Is today my day or is it God’s day? This is a question I must ask myself when I arise and also ask throughout the day. Am I in such a hurry to consume the hours of the day that I usurp the place of God? Do I talk past God and others? Do I half listen to God and others? Do I presume to know what others have to say? Do I presume to know what God has to say?

Can there be any greater “task” than to listen to God, and then to listen to others with the ears of God?

We approach the day the way a sprinter approaches a race; when we arise it is as if we are out of the starting blocks and we don’t slow down until we retire to bed. Even then many of us don’t sleep well, for we lie in bed between the race we’ve just run with thoughts of the race we will run in the day ahead. Listening requires trusting rest in God, but we dare not rest or we will miss something and yet in seeking not to miss anything we can miss everything. Trusting rest in God means that the day is not mine but God’s; since the day is God’s I am called to acknowledge His ordering of the day and I am prepared to stop and listen to Him and to others. 

When we order our days too often we order them with no expectation of God speaking to us and God reordering our day – therefore we may have every minute scheduled – and when every minute is scheduled we are always thinking of what we need to do the next minute, and the minute beyond that, and the minute beyond that – we cannot listen to God and others when we are always thinking, “I need to do this now, I need to do that next, and that next, and that next.” People become things to be processed minute by minute, task by task. And God? What of God? Surely He understands that we have things to do, surely God is practical about these things.

A sad irony is that busyness is not fruitfulness, and that since busyness is not conducive to creativity or quality thinking that busyness retards progress and deep growth in individuals and groups. Busy people not only pass people by, they pass by opportunities.

Do we presume to know what God is saying? Do we assume lordship over the day? Does the day belong to us or to God?
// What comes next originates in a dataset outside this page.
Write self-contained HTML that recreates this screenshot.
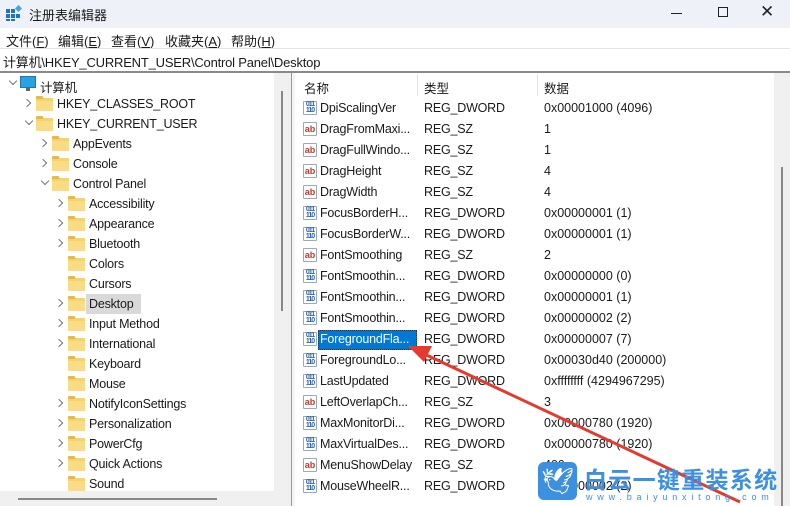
<!DOCTYPE html>
<html><head><meta charset="utf-8"><style>
*{margin:0;padding:0;box-sizing:border-box}
body{width:790px;height:506px;overflow:hidden;background:#fff;font-family:"Liberation Sans","Noto Sans CJK SC",sans-serif;font-size:12.5px;color:#1a1a1a;position:relative}
.a{position:absolute;white-space:nowrap}
.t{letter-spacing:-0.2px}
.fold{position:absolute;width:17px;height:13px;background:#f7d26b;border-radius:1px}
.fold:before{content:"";position:absolute;left:0;top:-2px;width:7px;height:3px;background:#e9b845;border-radius:1px 1px 0 0}
.fold:after{content:"";position:absolute;left:0;top:3px;width:17px;height:10px;background:#fbdc86}
.chev{position:absolute;width:6px;height:6px;border-right:1.3px solid #777;border-bottom:1.3px solid #777}
.r{transform:rotate(-45deg)}.d{transform:rotate(45deg)}
.ic{position:absolute;width:14px;height:14px;font-size:9px;font-weight:bold;line-height:13px;text-align:center;border:1px solid #9ab;border-radius:1px;background:#fff}
.ab{color:#c0392b}.bn{color:#2b5fa8;font-size:7px;line-height:6px;letter-spacing:-1px}
</style></head><body>
<div class="a" style="left:0;top:0;width:790px;height:28px;background:#eef2f8"></div>
<svg class="a" style="left:6px;top:5px" width="16" height="16"><g fill="#1a74c7"><rect x="0" y="4" width="4" height="4"/><rect x="5" y="4" width="4" height="4"/><rect x="0" y="9" width="4" height="4"/><rect x="5" y="9" width="4" height="4"/><rect x="10" y="9" width="4" height="4"/><rect x="0" y="14" width="4" height="2"/><rect x="5" y="14" width="4" height="2"/></g><rect x="10" y="1" width="5" height="5" fill="#4aa3e8" transform="rotate(45 12.5 3.5)"/></svg>
<div class="a" style="left:29px;top:5px;font-size:13px">注册表编辑器</div>
<div class="a" style="left:671px;top:13px;width:11px;height:1px;background:#222"></div>
<div class="a" style="left:718px;top:7px;width:10px;height:10px;border:1px solid #222"></div>
<div class="a" style="left:760px;top:2px;font-size:17px;color:#222">✕</div>
<div class="a" style="left:6px;top:31px;font-size:13px">文件(<u>F</u>)</div>
<div class="a" style="left:58px;top:31px;font-size:13px">编辑(<u>E</u>)</div>
<div class="a" style="left:111px;top:31px;font-size:13px">查看(<u>V</u>)</div>
<div class="a" style="left:165px;top:31px;font-size:13px">收藏夹(<u>A</u>)</div>
<div class="a" style="left:231px;top:31px;font-size:13px">帮助(<u>H</u>)</div>
<div class="a" style="left:0;top:48px;width:790px;height:1px;background:#e6e6e6"></div>
<div class="a t" style="left:3px;top:52px;font-size:13px">计算机\HKEY_CURRENT_USER\Control Panel\Desktop</div>
<div class="a" style="left:0;top:71px;width:790px;height:2px;background:#8a8a8a"></div>
<div class="a" style="left:274px;top:73px;width:17px;height:433px;background:#f0f0f0"></div>
<div class="a" style="left:281px;top:91px;width:2px;height:220px;background:#888"></div>
<div class="a" style="left:0;top:491px;width:291px;height:15px;background:#f0f0f0"></div>
<div class="a" style="left:18px;top:498px;width:199px;height:2px;background:#888"></div>
<div class="a" style="left:291px;top:73px;width:4px;height:433px;background:#f4f4f4;border-left:1px solid #999"></div>
<div id="tree"></div>
<div class="a" style="left:774px;top:73px;width:16px;height:433px;background:#f0f0f0"></div>
<div class="a" style="left:781px;top:167px;width:2px;height:339px;background:#888"></div>
<div class="a" style="left:304px;top:78px">名称</div>
<div class="a" style="left:424px;top:78px">类型</div>
<div class="a" style="left:544px;top:78px">数据</div>
<div class="a" style="left:417px;top:74px;width:1px;height:22px;background:#e5e5e5"></div>
<div class="a" style="left:537px;top:74px;width:1px;height:22px;background:#e5e5e5"></div>
<div id="list"></div>
<svg class="a" style="left:0;top:0" width="790" height="506"><line x1="740" y1="502" x2="420" y2="352" stroke="#e63a2e" stroke-width="3"/><polygon points="408,346 432,346 424,362" fill="#e63a2e"/></svg>
<div class="a" style="left:538px;top:462px;width:39px;height:38px;background:#3d8fe0;border-radius:6px;color:#fff;font-size:26px;text-align:center;line-height:38px">🕊</div>
<div class="a" style="left:584px;top:461px;font-size:23px;color:#3d8fe0;letter-spacing:1.3px;font-weight:bold">白云一键重装系统</div>
<div class="a" style="left:586px;top:492px;font-size:9px;color:#3d8fe0;letter-spacing:4.8px">www.baiyunxitong.com</div>
<script>
var t=[[0,'计算机','d',1],[1,'HKEY_CLASSES_ROOT','r'],[1,'HKEY_CURRENT_USER','d'],[2,'AppEvents','r'],[2,'Console','r'],[2,'Control Panel','d'],
[3,'Accessibility','r'],[3,'Appearance','r'],[3,'Bluetooth','r'],[3,'Colors',''],[3,'Cursors',''],[3,'Desktop','r',0,1],[3,'Input Method','r'],[3,'International','r'],[3,'Keyboard',''],[3,'Mouse',''],[3,'NotifyIconSettings','r'],[3,'Personalization','r'],[3,'PowerCfg','r'],[3,'Quick Actions','r'],[3,'Sound','']];
var h='';t.forEach(function(e,i){var y=74+i*20,l=e[0],ax=10+l*16,ix=20+l*16;
if(e[2])h+='<div class="chev '+e[2]+'" style="left:'+(ax-(e[2]=='d'?0:2))+'px;top:'+(y+(e[2]=='d'?4:6))+'px"></div>';
if(e[3])h+='<div class="a" style="left:20px;top:'+(y+2)+'px;width:16px;height:12px;background:#29a3e0;border:1px solid #1b78b5"></div><div class="a" style="left:26px;top:'+(y+14)+'px;width:4px;height:3px;background:#666"></div>';
else h+='<div class="fold" style="left:'+ix+'px;top:'+(y+4)+'px"></div>';
var tx=ix+(e[3]?20:21);
if(e[4])h+='<div class="a" style="left:'+(tx-3)+'px;top:'+(y)+'px;width:55px;height:20px;background:#d9d9d9"></div>';
h+='<div class="a t" style="left:'+tx+'px;top:'+(y+3)+'px">'+e[1]+'</div>';});
document.getElementById('tree').outerHTML=h;
var L=[['DpiScalingVer','D','0x00001000 (4096)'],['DragFromMaxi...','S','1'],['DragFullWindo...','S','1'],['DragHeight','S','4'],['DragWidth','S','4'],['FocusBorderH...','D','0x00000001 (1)'],['FocusBorderW...','D','0x00000001 (1)'],['FontSmoothing','S','2'],['FontSmoothin...','D','0x00000000 (0)'],['FontSmoothin...','D','0x00000001 (1)'],['FontSmoothin...','D','0x00000002 (2)'],['ForegroundFla...','D','0x00000007 (7)'],['ForegroundLo...','D','0x00030d40 (200000)'],['LastUpdated','D','0xffffffff (4294967295)'],['LeftOverlapCh...','S','3'],['MaxMonitorDi...','D','0x00000780 (1920)'],['MaxVirtualDes...','D','0x00000780 (1920)'],['MenuShowDelay','S','400'],['MouseWheelR...','D','0x00000002 (2)']];
h='';L.forEach(function(e,i){var y=98+i*21;
h+=e[1]=='S'?'<div class="ic ab" style="left:303px;top:'+(y+3)+'px">ab</div>':'<div class="ic bn" style="left:303px;top:'+(y+3)+'px">011<br>110</div>';
if(i==11)h+='<div class="a" style="left:318px;top:'+(y+1)+'px;width:99px;height:20px;background:#0078d7;border:1px dotted #333"></div>';
h+='<div class="a t" style="left:320px;top:'+(y+3)+'px;'+(i==11?'color:#fff':'')+'">'+e[0]+'</div>';
h+='<div class="a t" style="left:424px;top:'+(y+3)+'px">'+(e[1]=='S'?'REG_SZ':'REG_DWORD')+'</div>';
h+='<div class="a" style="left:544px;top:'+(y+3)+'px">'+e[2]+'</div>';});
document.getElementById('list').outerHTML=h;
</script>
</body></html>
How can we “redeem the time” if we are always giving away the time by insisting on our own agendas, our own importance, and our own willful insistence that we must move on to the next thing?

How sad that we, who were made for relationship with God and with each other, throw away opportunities for relationship countless times during our days and weeks.

This is a matter of lordship – who is the lord over today? How does the way I live answer that question?

At the end of today, at the end of every day – let us ask, “Who I have listened to today? How have I listened to God today?”